I WOULD PREFER TO PAINT all my paintings from life or from sketches painted from life. However, this often just isn’t possible. I often need to paint from photographs. This can lead to disastrous results unless you understand the difference between reality and photographic representation.
Photos look extremely real because they contain a profusion of visual cues that signal reality to the brain. However, they fall woefully short in many critical areas. Photographs successfully convey the scintillating vibrations of complementary color but only on a microscopic level. If you try to replicate what appears to be flat patterns of color your color is going to look lifeless. Contrast this to the nearly infinite shards of color in the original scene and you can quickly see that you need to simulate this complementary vibration if you are ever going to capture the vitality of reality.

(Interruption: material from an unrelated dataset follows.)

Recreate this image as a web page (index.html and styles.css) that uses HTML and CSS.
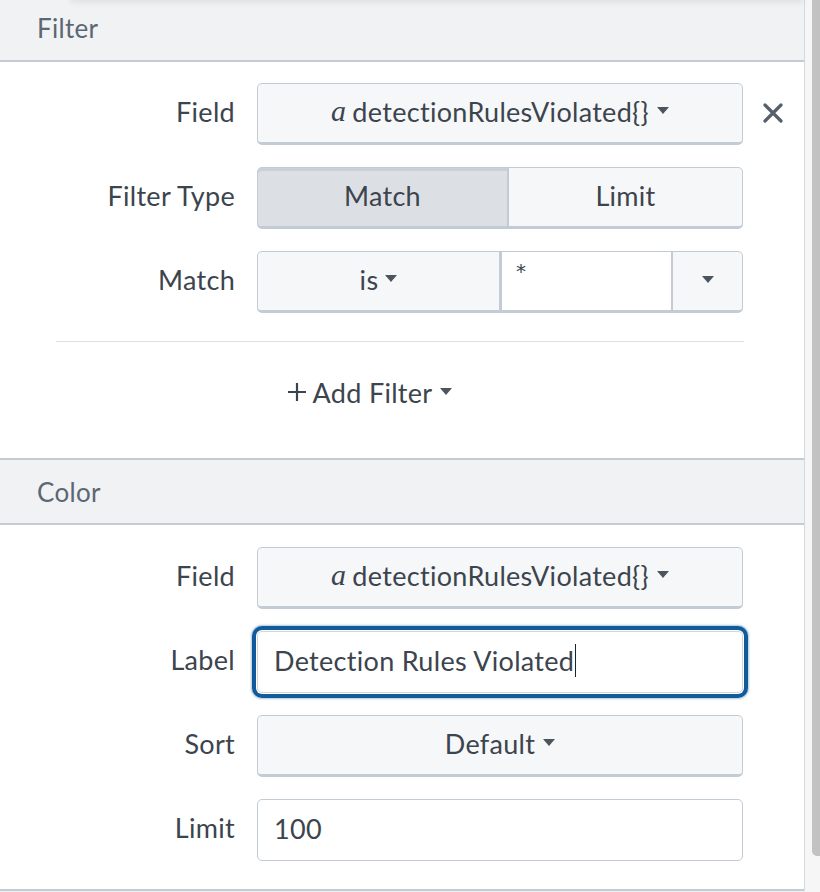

This flattening of color is most pronounced in shadow. In most photographs shadows look like a single, flat, monochromatic shape. Copying such flatness will lead to a drab, lackluster painting. The key to using a photo in the absence of reality is having painted outside a lot or consciously observing how colors behave in the wild. With enough observation you will be able to imagine what the color should be in the shadow. The first thing you will observe is that real shadows aren’t as dark as recorded in a photo. They are usually cool in nature which gives the illusion of darkness. Most shadows are in the 3 to 4 value range (see this video for more on values), ranges that are much nearer to mid-value than you would think. The lights in a photo appear much lighter. Check the values and you will find them more in the mid-value range (from 5-7). Lights in a photo appear lighter because they are warm. Warm colors appear lighter than their actual values.
Edges are one of the most commonly misunderstood aspects of painting. You have to paint for quite a while before you understand how edges are important in a variety of ways. They help lead the eye through a painting, they help create a focal point, and they replicate the way the eye actually sees a scene. The part of the eye that has everything in focus is the fovea and it is quite small. As you scan a scene only the central part of the scene is in focus at one time. If you paint the entire scene in sharp focus you are replicating the reality of the camera which renders every edge with the same monotonous sharpness.
It is tempting to accept a photograph as a superior form of image recording. But the human eye is far superior to either the mechanics of camera or film. This is a good thing and will allow painters to prevail over technology for many years to come. The point is to maximize our native gifts by thinking deeply about color as we observe the natural world and develop our gifts accordingly.